WHAT TO DO » Within the listing below, locate all lines containing the word "that". Copy each one.

EXTRACTED MATERIAL »
--

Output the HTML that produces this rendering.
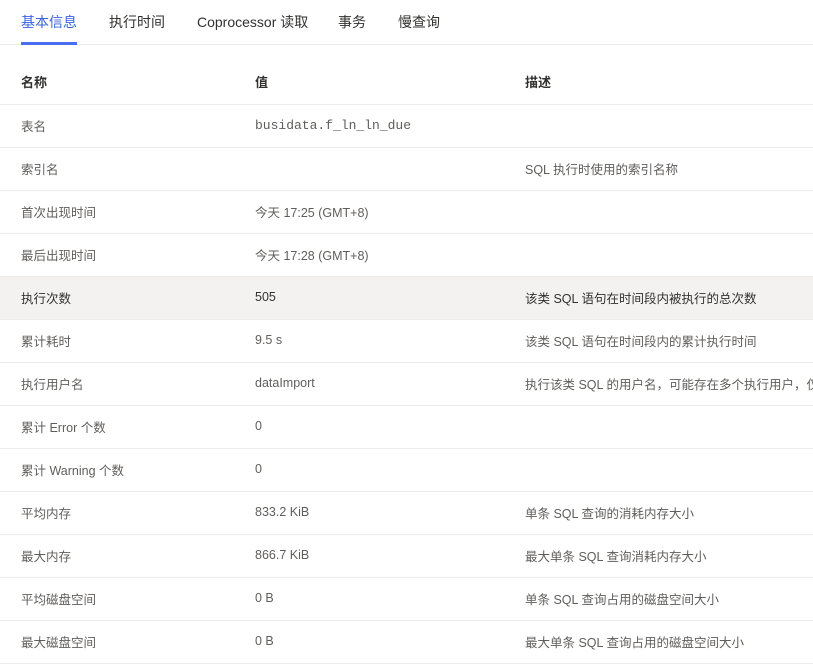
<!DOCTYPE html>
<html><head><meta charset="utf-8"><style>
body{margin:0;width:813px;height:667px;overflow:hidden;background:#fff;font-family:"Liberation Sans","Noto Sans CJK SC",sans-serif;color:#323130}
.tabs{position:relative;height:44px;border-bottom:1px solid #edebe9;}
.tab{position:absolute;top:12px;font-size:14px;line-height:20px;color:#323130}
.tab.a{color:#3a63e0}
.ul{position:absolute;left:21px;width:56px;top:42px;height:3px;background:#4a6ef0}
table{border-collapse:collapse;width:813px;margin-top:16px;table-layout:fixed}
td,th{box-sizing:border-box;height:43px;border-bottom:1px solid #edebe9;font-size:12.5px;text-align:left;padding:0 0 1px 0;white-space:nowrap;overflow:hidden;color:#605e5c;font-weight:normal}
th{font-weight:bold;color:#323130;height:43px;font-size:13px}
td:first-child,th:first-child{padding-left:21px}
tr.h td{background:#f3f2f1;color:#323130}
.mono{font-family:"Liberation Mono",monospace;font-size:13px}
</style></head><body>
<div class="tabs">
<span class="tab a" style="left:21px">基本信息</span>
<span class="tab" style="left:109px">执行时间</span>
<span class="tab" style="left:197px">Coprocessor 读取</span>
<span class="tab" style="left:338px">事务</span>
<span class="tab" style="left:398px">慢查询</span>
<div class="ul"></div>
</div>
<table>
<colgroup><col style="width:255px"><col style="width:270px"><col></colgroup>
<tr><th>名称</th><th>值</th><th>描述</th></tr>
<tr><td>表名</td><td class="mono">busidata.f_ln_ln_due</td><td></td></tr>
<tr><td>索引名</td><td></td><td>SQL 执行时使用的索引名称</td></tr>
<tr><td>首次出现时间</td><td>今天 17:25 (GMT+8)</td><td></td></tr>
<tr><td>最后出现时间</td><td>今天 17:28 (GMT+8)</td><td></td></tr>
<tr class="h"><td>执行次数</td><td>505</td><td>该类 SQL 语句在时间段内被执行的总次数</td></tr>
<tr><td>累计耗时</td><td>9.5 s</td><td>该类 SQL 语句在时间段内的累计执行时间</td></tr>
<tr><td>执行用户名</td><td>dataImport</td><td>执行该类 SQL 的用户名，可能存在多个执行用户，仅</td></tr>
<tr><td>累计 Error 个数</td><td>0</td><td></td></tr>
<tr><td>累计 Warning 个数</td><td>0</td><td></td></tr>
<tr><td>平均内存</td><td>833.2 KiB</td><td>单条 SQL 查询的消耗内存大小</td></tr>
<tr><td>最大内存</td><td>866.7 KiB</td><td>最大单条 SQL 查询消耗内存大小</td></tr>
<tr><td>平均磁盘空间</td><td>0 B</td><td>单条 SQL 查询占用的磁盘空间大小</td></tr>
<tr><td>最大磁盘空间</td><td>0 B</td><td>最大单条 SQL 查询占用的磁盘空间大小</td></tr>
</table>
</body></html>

--

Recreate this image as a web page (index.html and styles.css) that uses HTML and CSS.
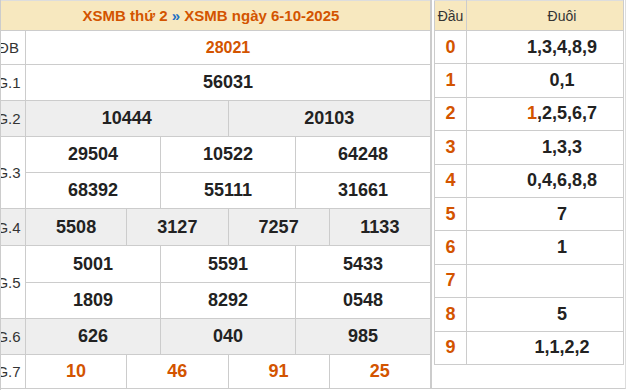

--

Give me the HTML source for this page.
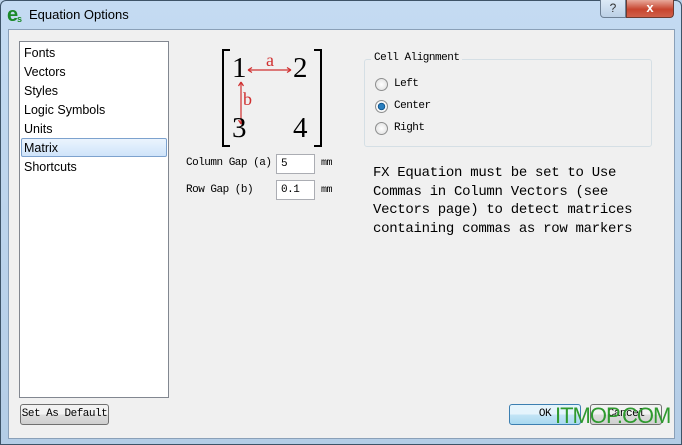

--

COMPLETED EXERCISE »
Output the HTML that produces this rendering.
Recreate this image as a web page (index.html and styles.css) that uses HTML and CSS.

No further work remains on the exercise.